WORK TO BE COMPLETED:
Pick out every line holding the string "components" and copy it.

SUPPLIED MATERIAL:
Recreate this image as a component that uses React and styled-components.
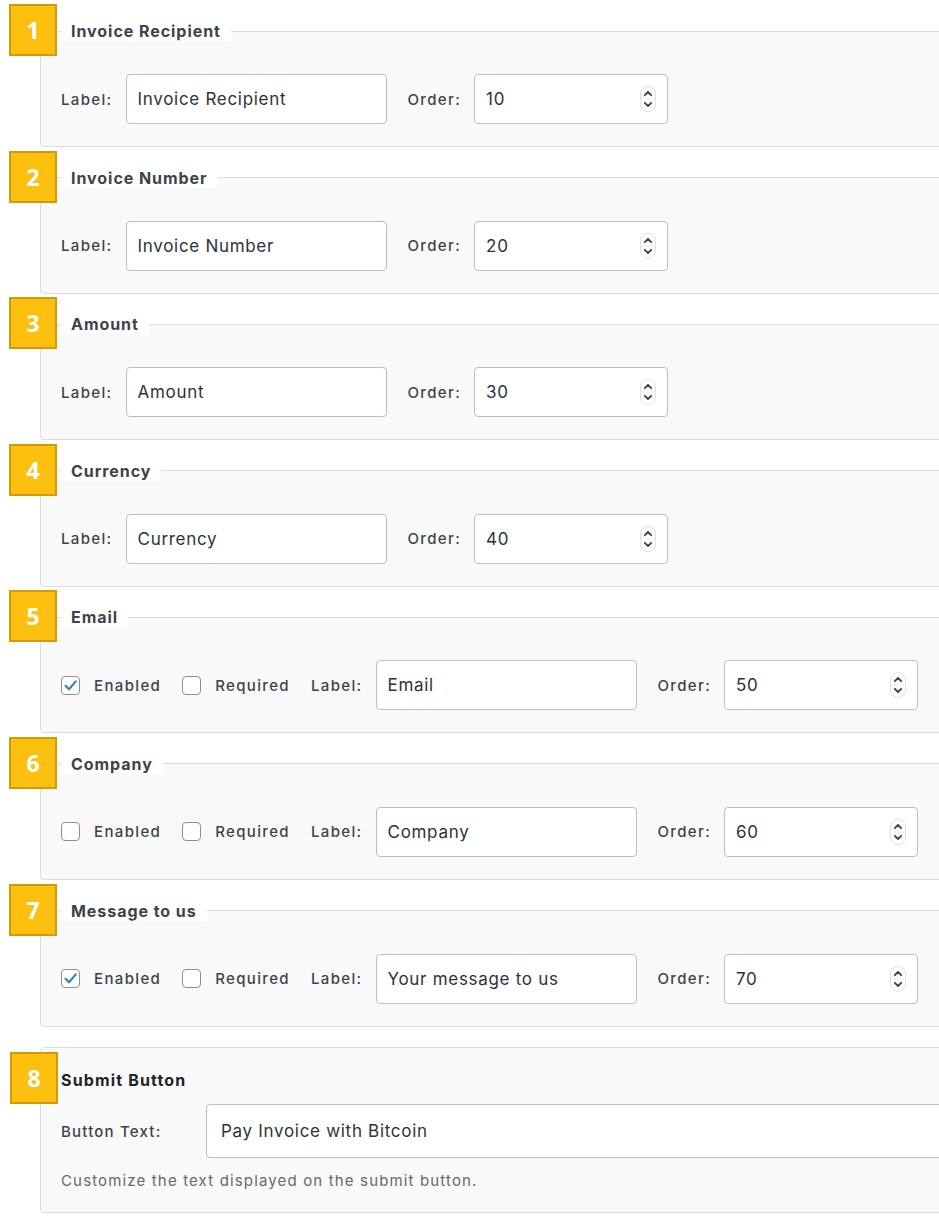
import React from 'react';
import styled, { createGlobalStyle } from 'styled-components';

const GlobalStyle = createGlobalStyle`
  html, body { margin: 0; padding: 0; background: #fff; overflow-x: hidden; }
  body {
    font-family: Inter, "Noto Sans", "Liberation Sans", sans-serif;
    color: #3c434a;
    -webkit-font-smoothing: antialiased;
  }
  * { box-sizing: border-box; }
`;

const Page = styled.div`
  padding: 21px 0 20px 40px;
  width: 939px;
`;

const Section = styled.div`
  position: relative;
  margin-right: -40px;
  margin-bottom: 20.6px;
`;

const Badge = styled.div`
  position: absolute;
  left: -31px;
  top: ${(p) => p.$top}px;
  width: 48px;
  height: 52px;
  background: #fdc00f;
  border: 2px solid #cf9c06;
  color: #fff;
  font-family: "Open Sans", "Noto Sans", sans-serif;
  font-weight: 700;
  font-size: 23px;
  display: flex;
  align-items: center;
  justify-content: center;
  z-index: 2;
`;

const Fieldset = styled.fieldset`
  margin: 0;
  min-width: 0;
  padding: 0 20px 22px;
  border: 1px solid #dcdcde;
  border-radius: 4px;
  background: #f9f9f9;
`;

const Legend = styled.legend`
  padding: 0 10px;
  margin: 0;
  background: #fff;
  font-size: 16px;
  font-weight: 700;
  letter-spacing: 0.95px;
  line-height: 20px;
  color: #3c434a;
`;

const Row = styled.div`
  display: flex;
  align-items: center;
  gap: 21px;
  height: 50px;
  margin-top: 33px;
`;

const Field = styled.label`
  display: flex;
  align-items: center;
  gap: ${(p) => p.$gap || 13}px;
`;

const LabelText = styled.span`
  font-size: 15px;
  font-weight: 500;
  letter-spacing: 1.35px;
  color: #3c434a;
  white-space: nowrap;
`;

const TextInput = styled.input`
  width: ${(p) => p.$w || 261}px;
  height: 50px;
  margin: 0;
  padding: 0 11px;
  border: 1px solid #bdbec2;
  border-radius: 4px;
  background: #fff;
  font-family: inherit;
  font-size: 17px;
  letter-spacing: 0.7px;
  color: #2c3338;
  outline: none;
`;

const NumberBox = styled.div`
  width: 194px;
  height: 50px;
  display: flex;
  align-items: center;
  justify-content: space-between;
  padding: 0 11px 0 11px;
  border: 1px solid #bdbec2;
  border-radius: 4px;
  background: #fff;
  font-size: 17px;
  letter-spacing: 0.7px;
  color: #2c3338;
`;

const Box = styled.div`
  position: relative;
  margin-right: -40px;
  padding: 22px 20px 21px;
  border: 1px solid #dcdcde;
  border-radius: 4px;
  background: #f9f9f9;
`;

const BoxTitle = styled.div`
  font-size: 16px;
  font-weight: 700;
  letter-spacing: 1.15px;
  line-height: 20px;
  color: #1d2327;
`;

const FormRow = styled.div`
  display: flex;
  align-items: center;
  margin-top: 14px;
`;

const FormLabel = styled.span`
  width: 145px;
  flex: none;
  font-size: 15px;
  font-weight: 500;
  letter-spacing: 1.2px;
  color: #3c434a;
`;

const WideInput = styled(TextInput)`
  flex: 1;
  width: auto;
  height: 54px;
  padding: 0 14px;
`;

const Description = styled.p`
  margin: 13px 0 0;
  font-size: 15px;
  letter-spacing: 1.15px;
  line-height: 20px;
  color: #646970;
`;

const CheckBox = styled.span`
  width: 19px;
  height: 19px;
  flex: none;
  border: 1px solid #8c8f94;
  border-radius: 4px;
  background: #fff;
  display: flex;
  align-items: center;
  justify-content: center;
`;

const Spinner = () => (
  <svg width="16" height="26" viewBox="0 0 16 26">
    <rect x="0.5" y="0.5" width="15" height="25" rx="7.5" fill="#fff" stroke="#e2e2e4" />
    <line x1="2" y1="13" x2="14" y2="13" stroke="#ececee" />
    <path d="M4.8 9.2 L8 6 L11.2 9.2" fill="none" stroke="#3c434a" strokeWidth="1.8" strokeLinecap="round" strokeLinejoin="round" />
    <path d="M4.8 16.8 L8 20 L11.2 16.8" fill="none" stroke="#3c434a" strokeWidth="1.8" strokeLinecap="round" strokeLinejoin="round" />
  </svg>
);

const Check = ({ checked }) => (
  <CheckBox>
    {checked && (
      <svg width="15" height="15" viewBox="0 0 15 15">
        <path d="M2.5 7.8 L6 11.2 L12.8 3.4" fill="none" stroke="#3582c4" strokeWidth="2.2" strokeLinecap="round" strokeLinejoin="round" />
      </svg>
    )}
  </CheckBox>
);

const OrderField = ({ value }) => (
  <Field>
    <LabelText>Order:</LabelText>
    <NumberBox>
      <span>{value}</span>
      <Spinner />
    </NumberBox>
  </Field>
);

const sections = [
  { title: 'Invoice Recipient', label: 'Invoice Recipient', order: 10 },
  { title: 'Invoice Number', label: 'Invoice Number', order: 20 },
  { title: 'Amount', label: 'Amount', order: 30 },
  { title: 'Currency', label: 'Currency', order: 40 },
  { title: 'Email', label: 'Email', order: 50, toggles: { enabled: true, required: false } },
  { title: 'Company', label: 'Company', order: 60, toggles: { enabled: false, required: false } },
  { title: 'Message to us', label: 'Your message to us', order: 70, toggles: { enabled: true, required: false } },
];

export default function App() {
  return (
    <>
      <GlobalStyle />
      <Page>
        {sections.map((s, i) => (
          <Section key={s.title}>
            <Badge $top={-17}>{i + 1}</Badge>
            <Fieldset>
              <Legend>{s.title}</Legend>
              <Row>
                {s.toggles && (
                  <>
                    <Field $gap={14}>
                      <Check checked={s.toggles.enabled} />
                      <LabelText>Enabled</LabelText>
                    </Field>
                    <Field $gap={14}>
                      <Check checked={s.toggles.required} />
                      <LabelText>Required</LabelText>
                    </Field>
                  </>
                )}
                <Field>
                  <LabelText>Label:</LabelText>
                  <TextInput defaultValue={s.label} />
                </Field>
                <OrderField value={s.order} />
              </Row>
            </Fieldset>
          </Section>
        ))}
        <Box>
          <Badge $top={4}>8</Badge>
          <BoxTitle>Submit Button</BoxTitle>
          <FormRow>
            <FormLabel>Button Text:</FormLabel>
            <WideInput defaultValue="Pay Invoice with Bitcoin" />
          </FormRow>
          <Description>Customize the text displayed on the submit button.</Description>
        </Box>
      </Page>
    </>
  );
}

FULL RESPONSE:
Recreate this image as a component that uses React and styled-components.
import styled, { createGlobalStyle } from 'styled-components';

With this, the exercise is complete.